» **Task instructions**: Leave out the pictures; transcribe all else exactly.

---------- Available data

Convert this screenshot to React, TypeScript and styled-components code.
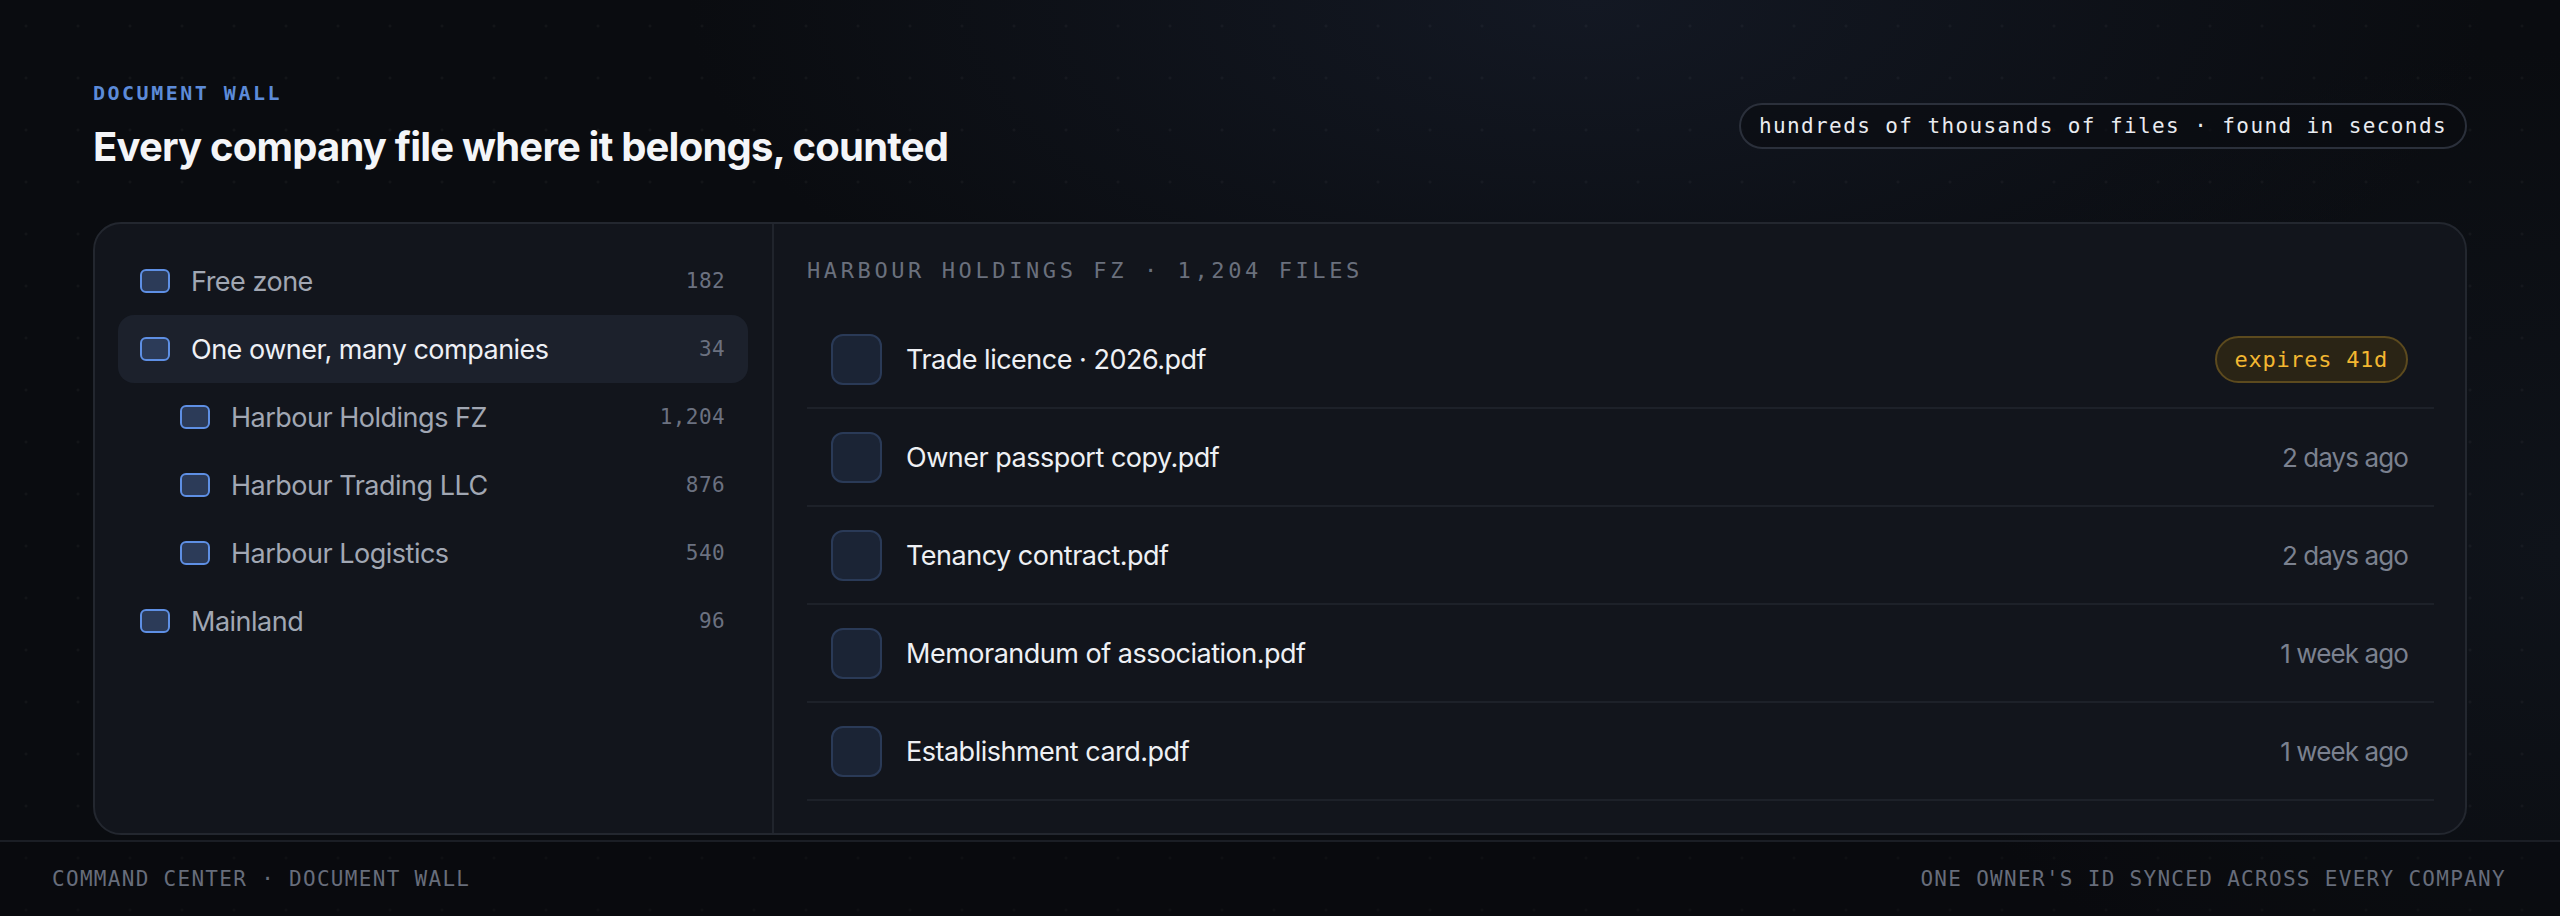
import React from "react";
import styled, { createGlobalStyle } from "styled-components";

const SANS = `Inter, "Noto Sans", "Liberation Sans", sans-serif`;
const MONO = `"DejaVu Sans Mono", "Liberation Mono", monospace`;

const GlobalStyle = createGlobalStyle`
  * { box-sizing: border-box; }
  html, body {
    margin: 0;
    padding: 0;
    background: #0a0c10;
  }
  body {
    font-family: ${SANS};
    color: #eef0f4;
  }
`;

interface Folder {
  name: string;
  count: string;
  level: number;
  active?: boolean;
}

interface DocFile {
  name: string;
  meta: string;
  expires?: boolean;
}

const folders: Folder[] = [
  { name: "Free zone", count: "182", level: 0 },
  { name: "One owner, many companies", count: "34", level: 0, active: true },
  { name: "Harbour Holdings FZ", count: "1,204", level: 1 },
  { name: "Harbour Trading LLC", count: "876", level: 1 },
  { name: "Harbour Logistics", count: "540", level: 1 },
  { name: "Mainland", count: "96", level: 0 },
];

const files: DocFile[] = [
  { name: "Trade licence · 2026.pdf", meta: "expires 41d", expires: true },
  { name: "Owner passport copy.pdf", meta: "2 days ago" },
  { name: "Tenancy contract.pdf", meta: "2 days ago" },
  { name: "Memorandum of association.pdf", meta: "1 week ago" },
  { name: "Establishment card.pdf", meta: "1 week ago" },
];

const Page = styled.div`
  width: 2560px;
  height: 916px;
  display: flex;
  flex-direction: column;
  overflow: hidden;
  background:
    radial-gradient(circle, rgba(255, 255, 255, 0.035) 1.2px, transparent 1.8px) 0 0 / 52px 52px,
    radial-gradient(ellipse 900px 420px at 62% 0%, #131823 0%, rgba(19, 24, 35, 0) 100%),
    radial-gradient(ellipse 700px 500px at 100% 60%, #0f131a 0%, rgba(15, 19, 26, 0) 100%),
    #0a0c10;
`;

const Main = styled.main`
  flex: 1;
  padding: 80px 93px 5px;
  display: flex;
  flex-direction: column;
`;

const Header = styled.header`
  display: flex;
  align-items: center;
  justify-content: space-between;
  margin-bottom: 51px;
`;

const TitleBlock = styled.div`
  display: flex;
  flex-direction: column;
  gap: 17px;
`;

const Eyebrow = styled.div`
  font-family: ${MONO};
  font-size: 20px;
  line-height: 26px;
  font-weight: 700;
  letter-spacing: 2.5px;
  color: #5c8bd8;
`;

const Title = styled.h1`
  margin: 0;
  font-family: ${SANS};
  font-size: 40px;
  line-height: 48px;
  font-weight: 700;
  letter-spacing: -0.8px;
  color: #f4f5f8;
`;

const Pill = styled.div`
  height: 46px;
  display: flex;
  align-items: center;
  padding: 0 18px;
  border: 2px solid #2b303b;
  border-radius: 23px;
  background: rgba(10, 12, 16, 0.6);
  font-family: ${MONO};
  font-size: 21px;
  letter-spacing: 1.4px;
  color: #e9ebf0;
`;

const Panel = styled.section`
  height: 613px;
  display: grid;
  grid-template-columns: 679px 1fr;
  border: 2px solid #23272f;
  border-radius: 28px;
  background: #12151c;
  overflow: hidden;
`;

const FolderColumn = styled.nav`
  border-right: 2px solid #20242c;
  padding: 23px 24px 0 23px;
  display: flex;
  flex-direction: column;
`;

const FolderRow = styled.div<{ $level: number; $active?: boolean }>`
  height: 68px;
  display: flex;
  align-items: center;
  padding: 0 23px 0 ${(p) => 22 + p.$level * 40}px;
  border-radius: 16px;
  background: ${(p) => (p.$active ? "#1c212c" : "transparent")};
`;

const Checkbox = styled.span`
  width: 30px;
  height: 24px;
  flex: none;
  margin-right: 21px;
  border: 2px solid #5e8fe4;
  border-radius: 6px;
  background: #2c3b58;
`;

const FolderName = styled.span<{ $active?: boolean }>`
  flex: 1;
  font-size: 27px;
  letter-spacing: -0.5px;
  color: ${(p) => (p.$active ? "#eef0f5" : "#a1a7b3")};
`;

const Count = styled.span`
  font-family: ${MONO};
  font-size: 21px;
  letter-spacing: 0.4px;
  color: #6b7180;
`;

const FileColumn = styled.div`
  padding: 34px 31px 0 33px;
  display: flex;
  flex-direction: column;
`;

const FileHeading = styled.div`
  font-family: ${MONO};
  font-size: 22px;
  line-height: 26px;
  letter-spacing: 3.6px;
  color: #6a707d;
  margin-bottom: 27px;
`;

const FileRow = styled.div`
  height: 98px;
  display: flex;
  align-items: center;
  padding: 0 26px 0 24px;
  border-bottom: 2px solid #1d2129;
`;

const FileIcon = styled.span`
  width: 51px;
  height: 51px;
  flex: none;
  margin-right: 24px;
  border: 2px solid #2a3a57;
  border-radius: 12px;
  background: #1b2435;
`;

const FileName = styled.span`
  flex: 1;
  font-size: 27px;
  letter-spacing: -0.5px;
  color: #eef0f4;
`;

const Meta = styled.span`
  font-size: 26px;
  letter-spacing: -0.9px;
  color: #7b818f;
`;

const ExpiryBadge = styled.span`
  height: 47px;
  display: flex;
  align-items: center;
  padding: 0 18px;
  border: 2px solid #5c4a1e;
  border-radius: 24px;
  background: #2a2415;
  font-family: ${MONO};
  font-size: 22px;
  letter-spacing: 0.7px;
  color: #f3b731;
`;

const Footer = styled.footer`
  height: 76px;
  flex: none;
  display: flex;
  align-items: center;
  justify-content: space-between;
  padding: 0 54px 0 52px;
  border-top: 2px solid #1b1e25;
  background: rgba(8, 9, 12, 0.35);
  font-family: ${MONO};
  font-size: 21px;
  letter-spacing: 1.3px;
  color: #676d7b;
`;

const App = () => {
  return (
    <>
      <GlobalStyle />
      <Page>
        <Main>
          <Header>
            <TitleBlock>
              <Eyebrow>DOCUMENT WALL</Eyebrow>
              <Title>Every company file where it belongs, counted</Title>
            </TitleBlock>
            <Pill>hundreds of thousands of files · found in seconds</Pill>
          </Header>
          <Panel>
            <FolderColumn>
              {folders.map((f) => (
                <FolderRow key={f.name} $level={f.level} $active={f.active}>
                  <Checkbox />
                  <FolderName $active={f.active}>{f.name}</FolderName>
                  <Count>{f.count}</Count>
                </FolderRow>
              ))}
            </FolderColumn>
            <FileColumn>
              <FileHeading>HARBOUR HOLDINGS FZ · 1,204 FILES</FileHeading>
              {files.map((f) => (
                <FileRow key={f.name}>
                  <FileIcon />
                  <FileName>{f.name}</FileName>
                  {f.expires ? <ExpiryBadge>{f.meta}</ExpiryBadge> : <Meta>{f.meta}</Meta>}
                </FileRow>
              ))}
            </FileColumn>
          </Panel>
        </Main>
        <Footer>
          <span>COMMAND CENTER · DOCUMENT WALL</span>
          <span>ONE OWNER'S ID SYNCED ACROSS EVERY COMPANY</span>
        </Footer>
      </Page>
    </>
  );
};

export default App;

--------------------

» **Answer to the exercise**:
Convert this screenshot to React, TypeScript and styled-components code.
import React from "react";
import styled, { createGlobalStyle } from "styled-components";

const SANS = `Inter, "Noto Sans", "Liberation Sans", sans-serif`;
const MONO = `"DejaVu Sans Mono", "Liberation Mono", monospace`;

const GlobalStyle = createGlobalStyle`
  * { box-sizing: border-box; }
  html, body {
    margin: 0;
    padding: 0;
    background: #0a0c10;
  }
  body {
    font-family: ${SANS};
    color: #eef0f4;
  }
`;

interface Folder {
  name: string;
  count: string;
  level: number;
  active?: boolean;
}

interface DocFile {
  name: string;
  meta: string;
  expires?: boolean;
}

const folders: Folder[] = [
  { name: "Free zone", count: "182", level: 0 },
  { name: "One owner, many companies", count: "34", level: 0, active: true },
  { name: "Harbour Holdings FZ", count: "1,204", level: 1 },
  { name: "Harbour Trading LLC", count: "876", level: 1 },
  { name: "Harbour Logistics", count: "540", level: 1 },
  { name: "Mainland", count: "96", level: 0 },
];

const files: DocFile[] = [
  { name: "Trade licence · 2026.pdf", meta: "expires 41d", expires: true },
  { name: "Owner passport copy.pdf", meta: "2 days ago" },
  { name: "Tenancy contract.pdf", meta: "2 days ago" },
  { name: "Memorandum of association.pdf", meta: "1 week ago" },
  { name: "Establishment card.pdf", meta: "1 week ago" },
];

const Page = styled.div`
  width: 2560px;
  height: 916px;
  display: flex;
  flex-direction: column;
  overflow: hidden;
  background:
    radial-gradient(circle, rgba(255, 255, 255, 0.035) 1.2px, transparent 1.8px) 0 0 / 52px 52px,
    radial-gradient(ellipse 900px 420px at 62% 0%, #131823 0%, rgba(19, 24, 35, 0) 100%),
    radial-gradient(ellipse 700px 500px at 100% 60%, #0f131a 0%, rgba(15, 19, 26, 0) 100%),
    #0a0c10;
`;

const Main = styled.main`
  flex: 1;
  padding: 80px 93px 5px;
  display: flex;
  flex-direction: column;
`;

const Header = styled.header`
  display: flex;
  align-items: center;
  justify-content: space-between;
  margin-bottom: 51px;
`;

const TitleBlock = styled.div`
  display: flex;
  flex-direction: column;
  gap: 17px;
`;

const Eyebrow = styled.div`
  font-family: ${MONO};
  font-size: 20px;
  line-height: 26px;
  font-weight: 700;
  letter-spacing: 2.5px;
  color: #5c8bd8;
`;

const Title = styled.h1`
  margin: 0;
  font-family: ${SANS};
  font-size: 40px;
  line-height: 48px;
  font-weight: 700;
  letter-spacing: -0.8px;
  color: #f4f5f8;
`;

const Pill = styled.div`
  height: 46px;
  display: flex;
  align-items: center;
  padding: 0 18px;
  border: 2px solid #2b303b;
  border-radius: 23px;
  background: rgba(10, 12, 16, 0.6);
  font-family: ${MONO};
  font-size: 21px;
  letter-spacing: 1.4px;
  color: #e9ebf0;
`;

const Panel = styled.section`
  height: 613px;
  display: grid;
  grid-template-columns: 679px 1fr;
  border: 2px solid #23272f;
  border-radius: 28px;
  background: #12151c;
  overflow: hidden;
`;

const FolderColumn = styled.nav`
  border-right: 2px solid #20242c;
  padding: 23px 24px 0 23px;
  display: flex;
  flex-direction: column;
`;

const FolderRow = styled.div<{ $level: number; $active?: boolean }>`
  height: 68px;
  display: flex;
  align-items: center;
  padding: 0 23px 0 ${(p) => 22 + p.$level * 40}px;
  border-radius: 16px;
  background: ${(p) => (p.$active ? "#1c212c" : "transparent")};
`;

const Checkbox = styled.span`
  width: 30px;
  height: 24px;
  flex: none;
  margin-right: 21px;
  border: 2px solid #5e8fe4;
  border-radius: 6px;
  background: #2c3b58;
`;

const FolderName = styled.span<{ $active?: boolean }>`
  flex: 1;
  font-size: 27px;
  letter-spacing: -0.5px;
  color: ${(p) => (p.$active ? "#eef0f5" : "#a1a7b3")};
`;

const Count = styled.span`
  font-family: ${MONO};
  font-size: 21px;
  letter-spacing: 0.4px;
  color: #6b7180;
`;

const FileColumn = styled.div`
  padding: 34px 31px 0 33px;
  display: flex;
  flex-direction: column;
`;

const FileHeading = styled.div`
  font-family: ${MONO};
  font-size: 22px;
  line-height: 26px;
  letter-spacing: 3.6px;
  color: #6a707d;
  margin-bottom: 27px;
`;

const FileRow = styled.div`
  height: 98px;
  display: flex;
  align-items: center;
  padding: 0 26px 0 24px;
  border-bottom: 2px solid #1d2129;
`;

const FileIcon = styled.span`
  width: 51px;
  height: 51px;
  flex: none;
  margin-right: 24px;
  border: 2px solid #2a3a57;
  border-radius: 12px;
  background: #1b2435;
`;

const FileName = styled.span`
  flex: 1;
  font-size: 27px;
  letter-spacing: -0.5px;
  color: #eef0f4;
`;

const Meta = styled.span`
  font-size: 26px;
  letter-spacing: -0.9px;
  color: #7b818f;
`;

const ExpiryBadge = styled.span`
  height: 47px;
  display: flex;
  align-items: center;
  padding: 0 18px;
  border: 2px solid #5c4a1e;
  border-radius: 24px;
  background: #2a2415;
  font-family: ${MONO};
  font-size: 22px;
  letter-spacing: 0.7px;
  color: #f3b731;
`;

const Footer = styled.footer`
  height: 76px;
  flex: none;
  display: flex;
  align-items: center;
  justify-content: space-between;
  padding: 0 54px 0 52px;
  border-top: 2px solid #1b1e25;
  background: rgba(8, 9, 12, 0.35);
  font-family: ${MONO};
  font-size: 21px;
  letter-spacing: 1.3px;
  color: #676d7b;
`;

const App = () => {
  return (
    <>
      <GlobalStyle />
      <Page>
        <Main>
          <Header>
            <TitleBlock>
              <Eyebrow>DOCUMENT WALL</Eyebrow>
              <Title>Every company file where it belongs, counted</Title>
            </TitleBlock>
            <Pill>hundreds of thousands of files · found in seconds</Pill>
          </Header>
          <Panel>
            <FolderColumn>
              {folders.map((f) => (
                <FolderRow key={f.name} $level={f.level} $active={f.active}>
                  <Checkbox />
                  <FolderName $active={f.active}>{f.name}</FolderName>
                  <Count>{f.count}</Count>
                </FolderRow>
              ))}
            </FolderColumn>
            <FileColumn>
              <FileHeading>HARBOUR HOLDINGS FZ · 1,204 FILES</FileHeading>
              {files.map((f) => (
                <FileRow key={f.name}>
                  <FileIcon />
                  <FileName>{f.name}</FileName>
                  {f.expires ? <ExpiryBadge>{f.meta}</ExpiryBadge> : <Meta>{f.meta}</Meta>}
                </FileRow>
              ))}
            </FileColumn>
          </Panel>
        </Main>
        <Footer>
          <span>COMMAND CENTER · DOCUMENT WALL</span>
          <span>ONE OWNER'S ID SYNCED ACROSS EVERY COMPANY</span>
        </Footer>
      </Page>
    </>
  );
};

export default App;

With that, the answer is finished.